→ **RECORDS PROVIDED**
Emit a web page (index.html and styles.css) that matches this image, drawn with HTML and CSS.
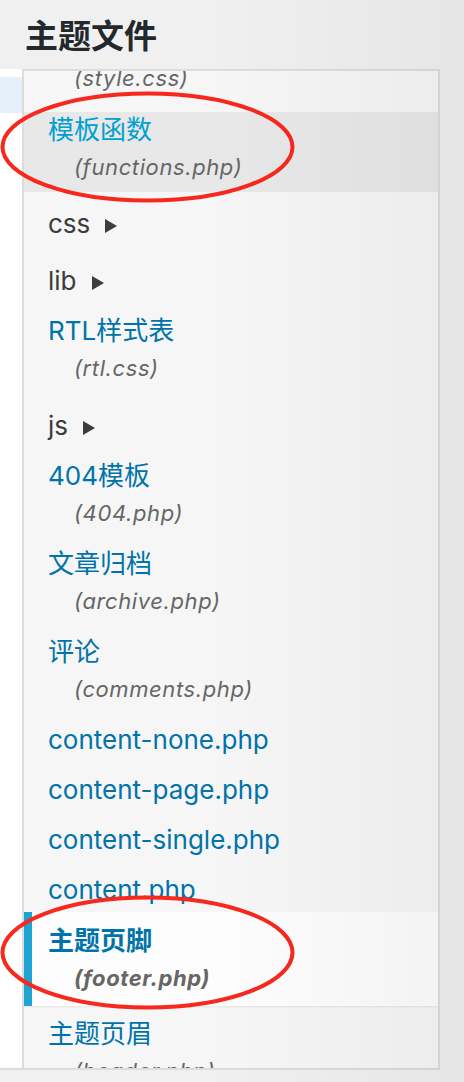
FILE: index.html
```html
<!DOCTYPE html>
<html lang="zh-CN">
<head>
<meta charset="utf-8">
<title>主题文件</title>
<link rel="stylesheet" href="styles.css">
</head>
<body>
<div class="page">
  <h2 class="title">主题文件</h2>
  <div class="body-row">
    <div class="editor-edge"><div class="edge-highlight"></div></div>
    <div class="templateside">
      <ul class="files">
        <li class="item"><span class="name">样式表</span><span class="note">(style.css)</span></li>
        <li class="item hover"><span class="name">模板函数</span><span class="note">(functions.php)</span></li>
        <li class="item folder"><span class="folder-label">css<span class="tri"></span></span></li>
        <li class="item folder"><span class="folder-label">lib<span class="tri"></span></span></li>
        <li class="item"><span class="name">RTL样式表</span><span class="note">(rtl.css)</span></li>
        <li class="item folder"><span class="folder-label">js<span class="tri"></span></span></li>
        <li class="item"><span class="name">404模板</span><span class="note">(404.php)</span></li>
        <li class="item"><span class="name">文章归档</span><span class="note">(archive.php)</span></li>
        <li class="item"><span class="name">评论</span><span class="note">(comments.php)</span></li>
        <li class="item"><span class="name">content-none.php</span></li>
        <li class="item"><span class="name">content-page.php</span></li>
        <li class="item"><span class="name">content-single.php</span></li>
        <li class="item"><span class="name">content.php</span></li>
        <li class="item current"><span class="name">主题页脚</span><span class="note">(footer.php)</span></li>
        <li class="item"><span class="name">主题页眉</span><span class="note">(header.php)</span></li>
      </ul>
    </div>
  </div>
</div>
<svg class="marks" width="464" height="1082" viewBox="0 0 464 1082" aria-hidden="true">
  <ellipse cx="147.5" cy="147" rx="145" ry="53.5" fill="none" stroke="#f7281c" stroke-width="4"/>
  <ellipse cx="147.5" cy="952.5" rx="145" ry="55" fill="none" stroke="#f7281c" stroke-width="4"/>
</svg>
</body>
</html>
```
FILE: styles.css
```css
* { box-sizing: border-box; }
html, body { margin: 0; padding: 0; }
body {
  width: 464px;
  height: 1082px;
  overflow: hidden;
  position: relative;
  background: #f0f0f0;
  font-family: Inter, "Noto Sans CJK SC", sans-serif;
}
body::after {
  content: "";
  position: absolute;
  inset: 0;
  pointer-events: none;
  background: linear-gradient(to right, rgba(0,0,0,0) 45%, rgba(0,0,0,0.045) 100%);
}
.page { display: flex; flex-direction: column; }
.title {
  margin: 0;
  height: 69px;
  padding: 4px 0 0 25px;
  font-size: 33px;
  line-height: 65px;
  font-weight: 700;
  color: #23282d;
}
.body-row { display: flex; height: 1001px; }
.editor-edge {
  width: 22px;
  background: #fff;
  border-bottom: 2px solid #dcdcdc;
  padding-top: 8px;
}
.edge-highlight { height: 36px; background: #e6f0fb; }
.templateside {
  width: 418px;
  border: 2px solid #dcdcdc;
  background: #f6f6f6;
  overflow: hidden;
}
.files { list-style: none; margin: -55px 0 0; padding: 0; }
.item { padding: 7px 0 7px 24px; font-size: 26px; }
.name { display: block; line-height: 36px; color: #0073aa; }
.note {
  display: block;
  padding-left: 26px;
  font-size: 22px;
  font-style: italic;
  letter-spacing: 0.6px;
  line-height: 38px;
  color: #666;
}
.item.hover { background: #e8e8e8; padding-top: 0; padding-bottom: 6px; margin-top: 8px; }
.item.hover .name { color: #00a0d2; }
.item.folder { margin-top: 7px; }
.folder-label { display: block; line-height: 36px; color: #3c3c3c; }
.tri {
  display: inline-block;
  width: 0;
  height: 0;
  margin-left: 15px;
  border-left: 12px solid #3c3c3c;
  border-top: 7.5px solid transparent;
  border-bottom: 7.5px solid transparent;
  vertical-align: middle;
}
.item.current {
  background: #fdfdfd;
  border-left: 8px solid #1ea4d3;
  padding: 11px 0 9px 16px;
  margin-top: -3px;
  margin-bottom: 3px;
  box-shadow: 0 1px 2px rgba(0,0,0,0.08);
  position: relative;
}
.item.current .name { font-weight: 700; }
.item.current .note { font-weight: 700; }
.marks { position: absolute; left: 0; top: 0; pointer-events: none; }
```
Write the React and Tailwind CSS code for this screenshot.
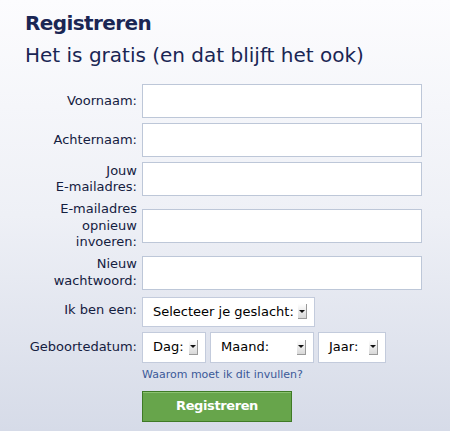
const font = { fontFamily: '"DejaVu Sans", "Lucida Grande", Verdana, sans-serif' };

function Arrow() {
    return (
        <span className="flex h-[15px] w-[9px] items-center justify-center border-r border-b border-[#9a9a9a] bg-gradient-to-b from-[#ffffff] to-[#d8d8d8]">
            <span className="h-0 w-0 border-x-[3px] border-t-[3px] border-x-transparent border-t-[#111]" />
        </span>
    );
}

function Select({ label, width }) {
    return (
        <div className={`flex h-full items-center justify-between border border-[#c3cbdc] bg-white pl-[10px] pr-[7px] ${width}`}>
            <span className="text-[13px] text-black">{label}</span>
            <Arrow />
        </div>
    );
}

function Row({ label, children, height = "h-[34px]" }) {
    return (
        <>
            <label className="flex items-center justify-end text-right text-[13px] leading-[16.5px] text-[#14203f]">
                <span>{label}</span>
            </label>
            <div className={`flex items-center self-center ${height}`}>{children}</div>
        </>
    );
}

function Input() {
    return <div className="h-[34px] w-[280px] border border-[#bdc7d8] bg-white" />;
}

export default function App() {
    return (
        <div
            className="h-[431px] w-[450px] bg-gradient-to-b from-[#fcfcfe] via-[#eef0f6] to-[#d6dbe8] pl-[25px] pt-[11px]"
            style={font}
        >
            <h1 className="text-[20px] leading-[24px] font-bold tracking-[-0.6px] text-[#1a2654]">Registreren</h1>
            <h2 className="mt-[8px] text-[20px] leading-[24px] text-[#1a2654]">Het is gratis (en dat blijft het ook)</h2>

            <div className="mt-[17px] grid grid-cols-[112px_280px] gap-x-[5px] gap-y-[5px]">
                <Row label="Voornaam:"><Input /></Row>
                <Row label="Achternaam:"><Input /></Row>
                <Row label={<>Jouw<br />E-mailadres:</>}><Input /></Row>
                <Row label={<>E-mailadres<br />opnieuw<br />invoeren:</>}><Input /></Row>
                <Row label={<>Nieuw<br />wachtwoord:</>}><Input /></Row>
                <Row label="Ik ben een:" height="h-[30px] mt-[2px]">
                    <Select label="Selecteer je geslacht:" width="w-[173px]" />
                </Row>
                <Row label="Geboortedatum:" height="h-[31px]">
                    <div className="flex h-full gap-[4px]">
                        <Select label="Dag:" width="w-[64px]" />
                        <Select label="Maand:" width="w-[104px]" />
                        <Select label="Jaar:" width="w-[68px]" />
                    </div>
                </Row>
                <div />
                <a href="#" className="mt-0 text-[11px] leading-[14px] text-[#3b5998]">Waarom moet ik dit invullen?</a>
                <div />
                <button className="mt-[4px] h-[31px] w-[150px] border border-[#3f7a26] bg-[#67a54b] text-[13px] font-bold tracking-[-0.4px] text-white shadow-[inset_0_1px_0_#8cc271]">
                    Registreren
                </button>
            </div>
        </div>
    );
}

→ **PROBLEM REQUIREMENTS**
Retype the records exactly. Any image in them should not appear in what you write.

→ **SOLVED EXERCISE**
Emit a web page (index.html and styles.css) that matches this image, drawn with HTML and CSS.
FILE: index.html
```html
<!DOCTYPE html>
<html lang="zh-CN">
<head>
<meta charset="utf-8">
<title>主题文件</title>
<link rel="stylesheet" href="styles.css">
</head>
<body>
<div class="page">
  <h2 class="title">主题文件</h2>
  <div class="body-row">
    <div class="editor-edge"><div class="edge-highlight"></div></div>
    <div class="templateside">
      <ul class="files">
        <li class="item"><span class="name">样式表</span><span class="note">(style.css)</span></li>
        <li class="item hover"><span class="name">模板函数</span><span class="note">(functions.php)</span></li>
        <li class="item folder"><span class="folder-label">css<span class="tri"></span></span></li>
        <li class="item folder"><span class="folder-label">lib<span class="tri"></span></span></li>
        <li class="item"><span class="name">RTL样式表</span><span class="note">(rtl.css)</span></li>
        <li class="item folder"><span class="folder-label">js<span class="tri"></span></span></li>
        <li class="item"><span class="name">404模板</span><span class="note">(404.php)</span></li>
        <li class="item"><span class="name">文章归档</span><span class="note">(archive.php)</span></li>
        <li class="item"><span class="name">评论</span><span class="note">(comments.php)</span></li>
        <li class="item"><span class="name">content-none.php</span></li>
        <li class="item"><span class="name">content-page.php</span></li>
        <li class="item"><span class="name">content-single.php</span></li>
        <li class="item"><span class="name">content.php</span></li>
        <li class="item current"><span class="name">主题页脚</span><span class="note">(footer.php)</span></li>
        <li class="item"><span class="name">主题页眉</span><span class="note">(header.php)</span></li>
      </ul>
    </div>
  </div>
</div>
<svg class="marks" width="464" height="1082" viewBox="0 0 464 1082" aria-hidden="true">
  <ellipse cx="147.5" cy="147" rx="145" ry="53.5" fill="none" stroke="#f7281c" stroke-width="4"/>
  <ellipse cx="147.5" cy="952.5" rx="145" ry="55" fill="none" stroke="#f7281c" stroke-width="4"/>
</svg>
</body>
</html>
```
FILE: styles.css
```css
* { box-sizing: border-box; }
html, body { margin: 0; padding: 0; }
body {
  width: 464px;
  height: 1082px;
  overflow: hidden;
  position: relative;
  background: #f0f0f0;
  font-family: Inter, "Noto Sans CJK SC", sans-serif;
}
body::after {
  content: "";
  position: absolute;
  inset: 0;
  pointer-events: none;
  background: linear-gradient(to right, rgba(0,0,0,0) 45%, rgba(0,0,0,0.045) 100%);
}
.page { display: flex; flex-direction: column; }
.title {
  margin: 0;
  height: 69px;
  padding: 4px 0 0 25px;
  font-size: 33px;
  line-height: 65px;
  font-weight: 700;
  color: #23282d;
}
.body-row { display: flex; height: 1001px; }
.editor-edge {
  width: 22px;
  background: #fff;
  border-bottom: 2px solid #dcdcdc;
  padding-top: 8px;
}
.edge-highlight { height: 36px; background: #e6f0fb; }
.templateside {
  width: 418px;
  border: 2px solid #dcdcdc;
  background: #f6f6f6;
  overflow: hidden;
}
.files { list-style: none; margin: -55px 0 0; padding: 0; }
.item { padding: 7px 0 7px 24px; font-size: 26px; }
.name { display: block; line-height: 36px; color: #0073aa; }
.note {
  display: block;
  padding-left: 26px;
  font-size: 22px;
  font-style: italic;
  letter-spacing: 0.6px;
  line-height: 38px;
  color: #666;
}
.item.hover { background: #e8e8e8; padding-top: 0; padding-bottom: 6px; margin-top: 8px; }
.item.hover .name { color: #00a0d2; }
.item.folder { margin-top: 7px; }
.folder-label { display: block; line-height: 36px; color: #3c3c3c; }
.tri {
  display: inline-block;
  width: 0;
  height: 0;
  margin-left: 15px;
  border-left: 12px solid #3c3c3c;
  border-top: 7.5px solid transparent;
  border-bottom: 7.5px solid transparent;
  vertical-align: middle;
}
.item.current {
  background: #fdfdfd;
  border-left: 8px solid #1ea4d3;
  padding: 11px 0 9px 16px;
  margin-top: -3px;
  margin-bottom: 3px;
  box-shadow: 0 1px 2px rgba(0,0,0,0.08);
  position: relative;
}
.item.current .name { font-weight: 700; }
.item.current .note { font-weight: 700; }
.marks { position: absolute; left: 0; top: 0; pointer-events: none; }
```
Write the React and Tailwind CSS code for this screenshot.
const font = { fontFamily: '"DejaVu Sans", "Lucida Grande", Verdana, sans-serif' };

function Arrow() {
    return (
        <span className="flex h-[15px] w-[9px] items-center justify-center border-r border-b border-[#9a9a9a] bg-gradient-to-b from-[#ffffff] to-[#d8d8d8]">
            <span className="h-0 w-0 border-x-[3px] border-t-[3px] border-x-transparent border-t-[#111]" />
        </span>
    );
}

function Select({ label, width }) {
    return (
        <div className={`flex h-full items-center justify-between border border-[#c3cbdc] bg-white pl-[10px] pr-[7px] ${width}`}>
            <span className="text-[13px] text-black">{label}</span>
            <Arrow />
        </div>
    );
}

function Row({ label, children, height = "h-[34px]" }) {
    return (
        <>
            <label className="flex items-center justify-end text-right text-[13px] leading-[16.5px] text-[#14203f]">
                <span>{label}</span>
            </label>
            <div className={`flex items-center self-center ${height}`}>{children}</div>
        </>
    );
}

function Input() {
    return <div className="h-[34px] w-[280px] border border-[#bdc7d8] bg-white" />;
}

export default function App() {
    return (
        <div
            className="h-[431px] w-[450px] bg-gradient-to-b from-[#fcfcfe] via-[#eef0f6] to-[#d6dbe8] pl-[25px] pt-[11px]"
            style={font}
        >
            <h1 className="text-[20px] leading-[24px] font-bold tracking-[-0.6px] text-[#1a2654]">Registreren</h1>
            <h2 className="mt-[8px] text-[20px] leading-[24px] text-[#1a2654]">Het is gratis (en dat blijft het ook)</h2>

            <div className="mt-[17px] grid grid-cols-[112px_280px] gap-x-[5px] gap-y-[5px]">
                <Row label="Voornaam:"><Input /></Row>
                <Row label="Achternaam:"><Input /></Row>
                <Row label={<>Jouw<br />E-mailadres:</>}><Input /></Row>
                <Row label={<>E-mailadres<br />opnieuw<br />invoeren:</>}><Input /></Row>
                <Row label={<>Nieuw<br />wachtwoord:</>}><Input /></Row>
                <Row label="Ik ben een:" height="h-[30px] mt-[2px]">
                    <Select label="Selecteer je geslacht:" width="w-[173px]" />
                </Row>
                <Row label="Geboortedatum:" height="h-[31px]">
                    <div className="flex h-full gap-[4px]">
                        <Select label="Dag:" width="w-[64px]" />
                        <Select label="Maand:" width="w-[104px]" />
                        <Select label="Jaar:" width="w-[68px]" />
                    </div>
                </Row>
                <div />
                <a href="#" className="mt-0 text-[11px] leading-[14px] text-[#3b5998]">Waarom moet ik dit invullen?</a>
                <div />
                <button className="mt-[4px] h-[31px] w-[150px] border border-[#3f7a26] bg-[#67a54b] text-[13px] font-bold tracking-[-0.4px] text-white shadow-[inset_0_1px_0_#8cc271]">
                    Registreren
                </button>
            </div>
        </div>
    );
}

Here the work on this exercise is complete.